In rejecting an open-records request, New York officials disclosed the Cuomo administration’s connection to the probe: The letter denying the request specifically cited an exemption for documents involved in a law enforcement investigation. That is apparently the first time New York state officials have acknowledged Cuomo’s housing agency — as opposed to just state legislators — is involved in the investigation.
It’s not a direct admission from anyone in law enforcement, nor is it a flat acknowledgement from Cuomo’s office. But they clearly don’t want to give up the goods and the only loophole they could summon up to keep the press away was to admit that the feds were looking over the material already. But you almost have to give Cuomo some credit for sticking to his potentially tainted guns. When the local media asked him if he planned to stop taking money from the group, he had a complete Alfred E. Neuman response ready.
On the same day as the rejection letter, Cuomo defended Glenwood Management and said he would continue to ask them to donate to his campaigns, according to Capital New York.
“I don’t believe anyone said Glenwood has done anything wrong,” Cuomo said at a press conference. “If somebody did something wrong, then obviously I wouldn’t associate with them politically. But, if no one did anything wrong, then you can’t just say, ‘You have no right to participate in the political process.’”
A spokesperson for Bharara declined to answer IBTimes’ questions about his office’s Albany investigation.

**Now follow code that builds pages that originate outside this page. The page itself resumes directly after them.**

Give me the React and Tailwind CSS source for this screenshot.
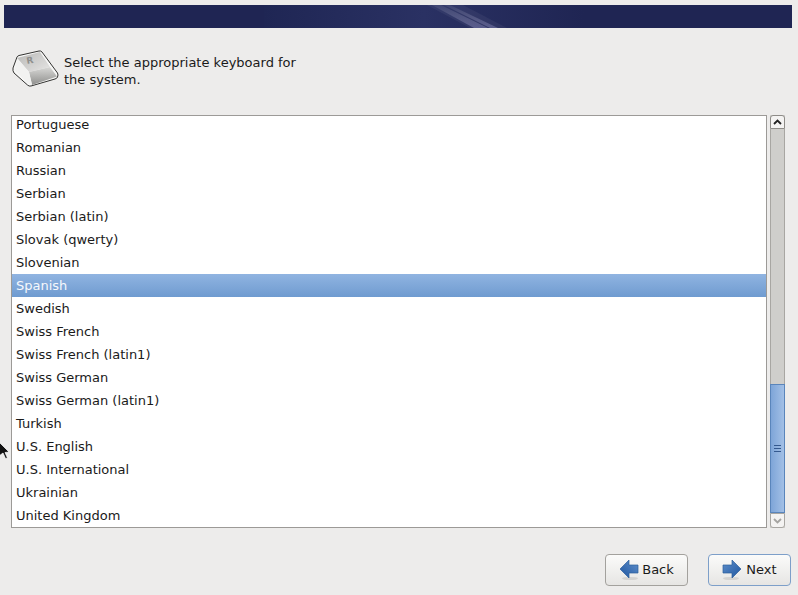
const languages = [
  "Portuguese",
  "Romanian",
  "Russian",
  "Serbian",
  "Serbian (latin)",
  "Slovak (qwerty)",
  "Slovenian",
  "Spanish",
  "Swedish",
  "Swiss French",
  "Swiss French (latin1)",
  "Swiss German",
  "Swiss German (latin1)",
  "Turkish",
  "U.S. English",
  "U.S. International",
  "Ukrainian",
  "United Kingdom",
];

const KeyIcon = () => (
  <svg width="48" height="38" viewBox="0 0 48 38" className="shrink-0">
    <defs>
      <linearGradient id="keyFront" x1="0" y1="0" x2="0" y2="1">
        <stop offset="0" stopColor="#d8d8d6" />
        <stop offset="1" stopColor="#8f8f8d" />
      </linearGradient>
      <linearGradient id="keyTop" x1="0" y1="0" x2="1" y2="1">
        <stop offset="0" stopColor="#b9b9b7" />
        <stop offset="1" stopColor="#e6e5e4" />
      </linearGradient>
    </defs>
    <path d="M1 19 L5 8 Q5.5 7 7 6.5 L27 2 Q29 1.6 30 3 L45.5 24 Q46.5 26 45.5 28 Q45 29.5 43 30 L19 37 Q17 37.5 15.5 36 L2 24 Q0.5 22 1 19 Z" fill="#f7f7f6" stroke="#333331" strokeWidth="1" />
    <path d="M5 9 L28 3 L38 18 L17 23 Z" fill="url(#keyTop)" />
    <path d="M17 23 L38 18 L45 27.5 L20 36 Z" fill="url(#keyFront)" />
    <path d="M2.5 21 L5.5 9.5 L17 23 L20 35.5 L16 34.5 Z" fill="#f2f2f1" />
    <text x="15" y="15" fontSize="9" fontWeight="700" fill="#8f8f8d" fontFamily="DejaVu Sans, sans-serif" transform="rotate(-10 15 15)">R</text>
  </svg>
);

const ArrowIcon = ({ flip }) => (
  <svg width="20" height="22" viewBox="0 0 20 22" className={flip ? "shrink-0 -scale-x-100" : "shrink-0"}>
    <defs>
      <linearGradient id={flip ? "arrowBack" : "arrowNext"} x1="0" y1="0" x2="1" y2="1">
        <stop offset="0" stopColor="#5f8fcb" />
        <stop offset="1" stopColor="#1f569f" />
      </linearGradient>
    </defs>
    <ellipse cx="9" cy="19.5" rx="8" ry="1.6" fill="#d4d3d1" />
    <path
      d="M1 6 H10 V1 L19 10 L10 19 V14 H1 Z"
      fill={flip ? "url(#arrowBack)" : "url(#arrowNext)"}
      stroke="#2d5f9c"
      strokeWidth="0.7"
      strokeLinejoin="round"
    />
  </svg>
);

const Cursor = () => (
  <svg width="10" height="17" viewBox="0 0 10 17" className="absolute left-0 top-[442px]">
    <path d="M-1 0 L9 10 L5 10.5 L7.5 16 L5.5 16.5 L3 11 L-1 14 Z" fill="#111111" stroke="#ffffff" strokeWidth="0.7" />
  </svg>
);

export default function App() {
  return (
    <div className="relative flex h-[595px] w-[798px] flex-col overflow-hidden bg-[#edeceb] font-['DejaVu_Sans',sans-serif] text-[13px] text-[#1a1a1a]">
      <div className="relative mx-1 mt-[5px] h-[23px] w-[788px] shrink-0 overflow-hidden bg-[#1f2553]">
        <svg width="788" height="23" viewBox="0 0 788 23" className="absolute left-0 top-0">
          <defs>
            <linearGradient id="headerFade" x1="0" y1="0" x2="1" y2="0">
              <stop offset="0" stopColor="#1f2654" />
              <stop offset="0.5" stopColor="#2a3163" />
              <stop offset="1" stopColor="#1f2553" />
            </linearGradient>
            <linearGradient id="streakFade" x1="0" y1="0" x2="0" y2="1">
              <stop offset="0" stopColor="#ffffff" stopOpacity="0.06" />
              <stop offset="1" stopColor="#b8b4e8" stopOpacity="0.3" />
            </linearGradient>
          </defs>
          <rect x="260" width="320" height="23" fill="url(#headerFade)" />
          <polygon points="423,0 459,0 503,23 466,23" fill="#ffffff" fillOpacity="0.05" />
          <polygon points="428,0 437,0 484,23 470,23" fill="url(#streakFade)" />
          <polygon points="440,0 446,0 494,23 486,23" fill="url(#streakFade)" />
        </svg>
      </div>

      <div className="mt-[21px] flex h-[50px] shrink-0 items-start pl-3">
        <KeyIcon />
        <p className="ml-1 mt-[5px] w-[240px] leading-[17px]">
          Select the appropriate keyboard for the system.
        </p>
      </div>

      <div className="mt-[16px] flex h-[413px] shrink-0 pl-[11px]">
        <div className="h-full w-[756px] overflow-hidden border border-[#9c9a97] bg-white">
          <div className="-mt-[3px]">
            {languages.map((name) => (
              <div
                key={name}
                className={
                  name === "Spanish"
                    ? "flex h-[23px] items-center bg-gradient-to-b from-[#90b4e1] to-[#6f9bd0] pl-1 text-[#f6f8fc]"
                    : "flex h-[23px] items-center pl-1"
                }
              >
                {name}
              </div>
            ))}
          </div>
        </div>

        <div className="ml-[3px] flex h-full w-[15px] flex-col bg-[#cfcecb]">
          <div className="flex h-[14px] shrink-0 items-center justify-center rounded-t-[3px] border border-[#8e8c88] bg-[#f4f3f2]">
            <svg width="9" height="6" viewBox="0 0 9 6">
              <path d="M1 5 L4.5 1.5 L8 5" fill="none" stroke="#222222" strokeWidth="1.8" />
            </svg>
          </div>
          <div className="flex-1 border-x border-[#a8a6a2]" />
          <div className="flex h-[129px] shrink-0 flex-col items-center justify-center gap-[2px] border border-[#5a85bb] bg-gradient-to-r from-[#7ea5d8] to-[#a3c0e6]">
            <span className="h-px w-[7px] bg-[#34598f]" />
            <span className="h-px w-[7px] bg-[#34598f]" />
            <span className="h-px w-[7px] bg-[#34598f]" />
          </div>
          <div className="flex h-[15px] shrink-0 items-center justify-center rounded-b-[3px] border border-[#a8a6a2] bg-[#f4f3f2]">
            <svg width="9" height="6" viewBox="0 0 9 6">
              <path d="M1 1 L4.5 4.5 L8 1" fill="none" stroke="#a5a4a1" strokeWidth="1.8" />
            </svg>
          </div>
        </div>
      </div>

      <div className="mt-[26px] flex justify-end gap-5 pr-[7px]">
        <button className="flex h-[32px] w-[83px] items-center justify-center gap-[3px] rounded-[4px] border border-[#a3a19d] bg-gradient-to-b from-[#fbfbfa] to-[#e6e5e3]">
          <ArrowIcon flip />
          Back
        </button>
        <button className="flex h-[32px] w-[83px] items-center justify-center gap-[4px] rounded-[4px] border border-[#7d9fc9] bg-gradient-to-b from-[#fbfbfa] to-[#e6e5e3]">
          <ArrowIcon />
          Next
        </button>
      </div>

      <Cursor />
    </div>
  );
}
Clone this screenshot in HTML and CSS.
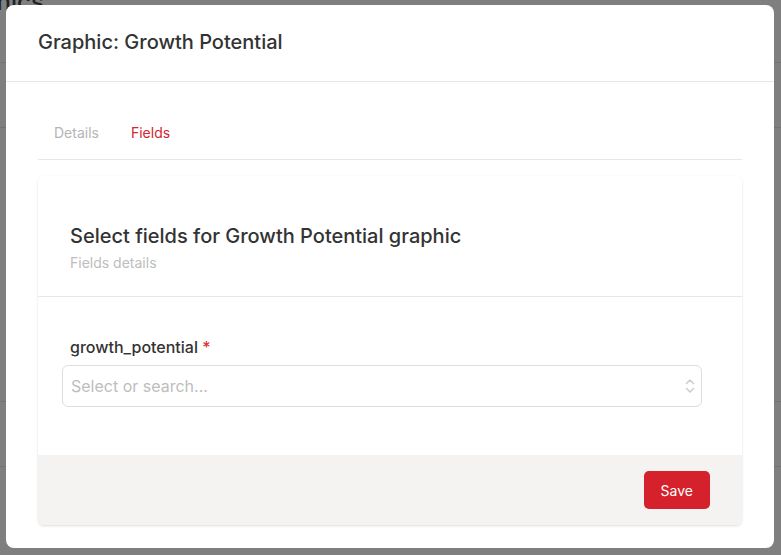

Keep in mind that this is the same New York governor who at one time was being seriously looked at as a presidential contender, or at least a strong Veep choice. (Why couldn’t he have been the frontrunner instead of Hillary before all this news broke?) But the creeping tide of this investigation is sucking in more and more New York politicians. It’s beginning to look like that flood may eventually reach the governor’s mansion after all.